# WORK TO DO
Reproduce this listing in full.

■ ■ ■

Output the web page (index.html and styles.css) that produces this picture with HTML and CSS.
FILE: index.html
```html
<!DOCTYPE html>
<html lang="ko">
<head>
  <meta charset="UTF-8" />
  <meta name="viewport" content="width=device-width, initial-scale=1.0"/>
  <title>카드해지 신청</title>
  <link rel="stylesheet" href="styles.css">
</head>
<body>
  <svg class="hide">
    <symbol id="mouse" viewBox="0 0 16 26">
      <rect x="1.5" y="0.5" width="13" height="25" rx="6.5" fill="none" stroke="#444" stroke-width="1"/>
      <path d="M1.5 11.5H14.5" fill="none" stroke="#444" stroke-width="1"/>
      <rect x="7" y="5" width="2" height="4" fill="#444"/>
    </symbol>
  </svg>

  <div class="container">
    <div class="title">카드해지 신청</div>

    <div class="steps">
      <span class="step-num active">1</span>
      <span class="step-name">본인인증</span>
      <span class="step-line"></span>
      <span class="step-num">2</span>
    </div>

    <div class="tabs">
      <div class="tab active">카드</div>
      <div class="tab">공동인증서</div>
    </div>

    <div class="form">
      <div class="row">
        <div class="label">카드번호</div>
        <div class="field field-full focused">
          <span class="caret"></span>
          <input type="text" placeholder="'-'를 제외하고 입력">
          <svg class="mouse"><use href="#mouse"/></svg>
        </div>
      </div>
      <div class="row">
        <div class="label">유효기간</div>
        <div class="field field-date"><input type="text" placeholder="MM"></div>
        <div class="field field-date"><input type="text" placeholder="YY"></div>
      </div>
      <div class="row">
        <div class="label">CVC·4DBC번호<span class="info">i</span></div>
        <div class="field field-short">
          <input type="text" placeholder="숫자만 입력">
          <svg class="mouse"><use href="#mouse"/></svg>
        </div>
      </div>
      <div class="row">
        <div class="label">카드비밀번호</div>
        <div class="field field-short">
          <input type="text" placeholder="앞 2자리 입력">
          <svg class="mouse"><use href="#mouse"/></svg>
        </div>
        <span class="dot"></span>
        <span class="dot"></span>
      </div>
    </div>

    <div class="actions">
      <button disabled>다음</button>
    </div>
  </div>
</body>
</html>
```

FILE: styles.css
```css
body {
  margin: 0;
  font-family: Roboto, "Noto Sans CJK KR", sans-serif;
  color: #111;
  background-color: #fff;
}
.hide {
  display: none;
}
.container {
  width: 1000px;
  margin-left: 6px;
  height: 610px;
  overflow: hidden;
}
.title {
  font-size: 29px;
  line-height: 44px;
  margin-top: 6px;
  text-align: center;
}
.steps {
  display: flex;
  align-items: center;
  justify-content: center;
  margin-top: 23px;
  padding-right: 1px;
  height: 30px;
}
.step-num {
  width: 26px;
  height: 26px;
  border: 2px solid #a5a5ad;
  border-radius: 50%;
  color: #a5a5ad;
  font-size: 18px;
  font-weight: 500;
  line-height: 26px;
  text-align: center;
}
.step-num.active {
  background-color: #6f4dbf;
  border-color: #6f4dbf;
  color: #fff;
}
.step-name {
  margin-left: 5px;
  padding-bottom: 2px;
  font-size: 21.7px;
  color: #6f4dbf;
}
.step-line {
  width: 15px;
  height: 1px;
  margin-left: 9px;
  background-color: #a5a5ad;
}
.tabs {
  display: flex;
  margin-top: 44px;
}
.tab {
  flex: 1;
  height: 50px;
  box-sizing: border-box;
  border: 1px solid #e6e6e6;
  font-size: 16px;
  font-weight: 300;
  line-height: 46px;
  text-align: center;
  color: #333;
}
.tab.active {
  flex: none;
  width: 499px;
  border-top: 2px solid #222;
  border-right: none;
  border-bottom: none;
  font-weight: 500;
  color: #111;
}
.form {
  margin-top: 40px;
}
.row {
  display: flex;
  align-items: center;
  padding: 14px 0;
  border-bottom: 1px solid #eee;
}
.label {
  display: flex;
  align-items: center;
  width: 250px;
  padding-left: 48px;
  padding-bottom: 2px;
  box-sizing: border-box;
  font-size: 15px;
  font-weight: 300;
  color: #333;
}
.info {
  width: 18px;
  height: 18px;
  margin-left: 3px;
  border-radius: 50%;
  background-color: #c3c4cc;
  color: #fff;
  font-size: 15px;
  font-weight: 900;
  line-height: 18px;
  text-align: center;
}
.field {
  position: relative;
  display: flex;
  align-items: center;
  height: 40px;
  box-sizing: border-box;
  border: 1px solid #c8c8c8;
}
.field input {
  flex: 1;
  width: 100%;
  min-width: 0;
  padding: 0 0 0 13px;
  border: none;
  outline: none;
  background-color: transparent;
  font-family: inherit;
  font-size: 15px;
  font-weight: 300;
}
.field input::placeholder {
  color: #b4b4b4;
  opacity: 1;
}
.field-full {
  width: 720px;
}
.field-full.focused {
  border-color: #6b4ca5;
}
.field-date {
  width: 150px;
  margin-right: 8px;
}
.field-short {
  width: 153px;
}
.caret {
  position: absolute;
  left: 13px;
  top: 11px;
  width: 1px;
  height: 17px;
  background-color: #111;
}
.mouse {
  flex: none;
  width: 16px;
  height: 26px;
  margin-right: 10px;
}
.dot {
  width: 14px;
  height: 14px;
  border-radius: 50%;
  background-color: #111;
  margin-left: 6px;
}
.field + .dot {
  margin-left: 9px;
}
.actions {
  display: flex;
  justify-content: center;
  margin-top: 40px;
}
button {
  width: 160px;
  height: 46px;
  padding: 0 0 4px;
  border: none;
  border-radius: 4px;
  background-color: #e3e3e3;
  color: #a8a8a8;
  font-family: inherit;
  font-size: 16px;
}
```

■ ■ ■

# WRITTEN REPLY
Output the web page (index.html and styles.css) that produces this picture with HTML and CSS.
FILE: index.html
```html
<!DOCTYPE html>
<html lang="ko">
<head>
  <meta charset="UTF-8" />
  <meta name="viewport" content="width=device-width, initial-scale=1.0"/>
  <title>카드해지 신청</title>
  <link rel="stylesheet" href="styles.css">
</head>
<body>
  <svg class="hide">
    <symbol id="mouse" viewBox="0 0 16 26">
      <rect x="1.5" y="0.5" width="13" height="25" rx="6.5" fill="none" stroke="#444" stroke-width="1"/>
      <path d="M1.5 11.5H14.5" fill="none" stroke="#444" stroke-width="1"/>
      <rect x="7" y="5" width="2" height="4" fill="#444"/>
    </symbol>
  </svg>

  <div class="container">
    <div class="title">카드해지 신청</div>

    <div class="steps">
      <span class="step-num active">1</span>
      <span class="step-name">본인인증</span>
      <span class="step-line"></span>
      <span class="step-num">2</span>
    </div>

    <div class="tabs">
      <div class="tab active">카드</div>
      <div class="tab">공동인증서</div>
    </div>

    <div class="form">
      <div class="row">
        <div class="label">카드번호</div>
        <div class="field field-full focused">
          <span class="caret"></span>
          <input type="text" placeholder="'-'를 제외하고 입력">
          <svg class="mouse"><use href="#mouse"/></svg>
        </div>
      </div>
      <div class="row">
        <div class="label">유효기간</div>
        <div class="field field-date"><input type="text" placeholder="MM"></div>
        <div class="field field-date"><input type="text" placeholder="YY"></div>
      </div>
      <div class="row">
        <div class="label">CVC·4DBC번호<span class="info">i</span></div>
        <div class="field field-short">
          <input type="text" placeholder="숫자만 입력">
          <svg class="mouse"><use href="#mouse"/></svg>
        </div>
      </div>
      <div class="row">
        <div class="label">카드비밀번호</div>
        <div class="field field-short">
          <input type="text" placeholder="앞 2자리 입력">
          <svg class="mouse"><use href="#mouse"/></svg>
        </div>
        <span class="dot"></span>
        <span class="dot"></span>
      </div>
    </div>

    <div class="actions">
      <button disabled>다음</button>
    </div>
  </div>
</body>
</html>
```

FILE: styles.css
```css
body {
  margin: 0;
  font-family: Roboto, "Noto Sans CJK KR", sans-serif;
  color: #111;
  background-color: #fff;
}
.hide {
  display: none;
}
.container {
  width: 1000px;
  margin-left: 6px;
  height: 610px;
  overflow: hidden;
}
.title {
  font-size: 29px;
  line-height: 44px;
  margin-top: 6px;
  text-align: center;
}
.steps {
  display: flex;
  align-items: center;
  justify-content: center;
  margin-top: 23px;
  padding-right: 1px;
  height: 30px;
}
.step-num {
  width: 26px;
  height: 26px;
  border: 2px solid #a5a5ad;
  border-radius: 50%;
  color: #a5a5ad;
  font-size: 18px;
  font-weight: 500;
  line-height: 26px;
  text-align: center;
}
.step-num.active {
  background-color: #6f4dbf;
  border-color: #6f4dbf;
  color: #fff;
}
.step-name {
  margin-left: 5px;
  padding-bottom: 2px;
  font-size: 21.7px;
  color: #6f4dbf;
}
.step-line {
  width: 15px;
  height: 1px;
  margin-left: 9px;
  background-color: #a5a5ad;
}
.tabs {
  display: flex;
  margin-top: 44px;
}
.tab {
  flex: 1;
  height: 50px;
  box-sizing: border-box;
  border: 1px solid #e6e6e6;
  font-size: 16px;
  font-weight: 300;
  line-height: 46px;
  text-align: center;
  color: #333;
}
.tab.active {
  flex: none;
  width: 499px;
  border-top: 2px solid #222;
  border-right: none;
  border-bottom: none;
  font-weight: 500;
  color: #111;
}
.form {
  margin-top: 40px;
}
.row {
  display: flex;
  align-items: center;
  padding: 14px 0;
  border-bottom: 1px solid #eee;
}
.label {
  display: flex;
  align-items: center;
  width: 250px;
  padding-left: 48px;
  padding-bottom: 2px;
  box-sizing: border-box;
  font-size: 15px;
  font-weight: 300;
  color: #333;
}
.info {
  width: 18px;
  height: 18px;
  margin-left: 3px;
  border-radius: 50%;
  background-color: #c3c4cc;
  color: #fff;
  font-size: 15px;
  font-weight: 900;
  line-height: 18px;
  text-align: center;
}
.field {
  position: relative;
  display: flex;
  align-items: center;
  height: 40px;
  box-sizing: border-box;
  border: 1px solid #c8c8c8;
}
.field input {
  flex: 1;
  width: 100%;
  min-width: 0;
  padding: 0 0 0 13px;
  border: none;
  outline: none;
  background-color: transparent;
  font-family: inherit;
  font-size: 15px;
  font-weight: 300;
}
.field input::placeholder {
  color: #b4b4b4;
  opacity: 1;
}
.field-full {
  width: 720px;
}
.field-full.focused {
  border-color: #6b4ca5;
}
.field-date {
  width: 150px;
  margin-right: 8px;
}
.field-short {
  width: 153px;
}
.caret {
  position: absolute;
  left: 13px;
  top: 11px;
  width: 1px;
  height: 17px;
  background-color: #111;
}
.mouse {
  flex: none;
  width: 16px;
  height: 26px;
  margin-right: 10px;
}
.dot {
  width: 14px;
  height: 14px;
  border-radius: 50%;
  background-color: #111;
  margin-left: 6px;
}
.field + .dot {
  margin-left: 9px;
}
.actions {
  display: flex;
  justify-content: center;
  margin-top: 40px;
}
button {
  width: 160px;
  height: 46px;
  padding: 0 0 4px;
  border: none;
  border-radius: 4px;
  background-color: #e3e3e3;
  color: #a8a8a8;
  font-family: inherit;
  font-size: 16px;
}
```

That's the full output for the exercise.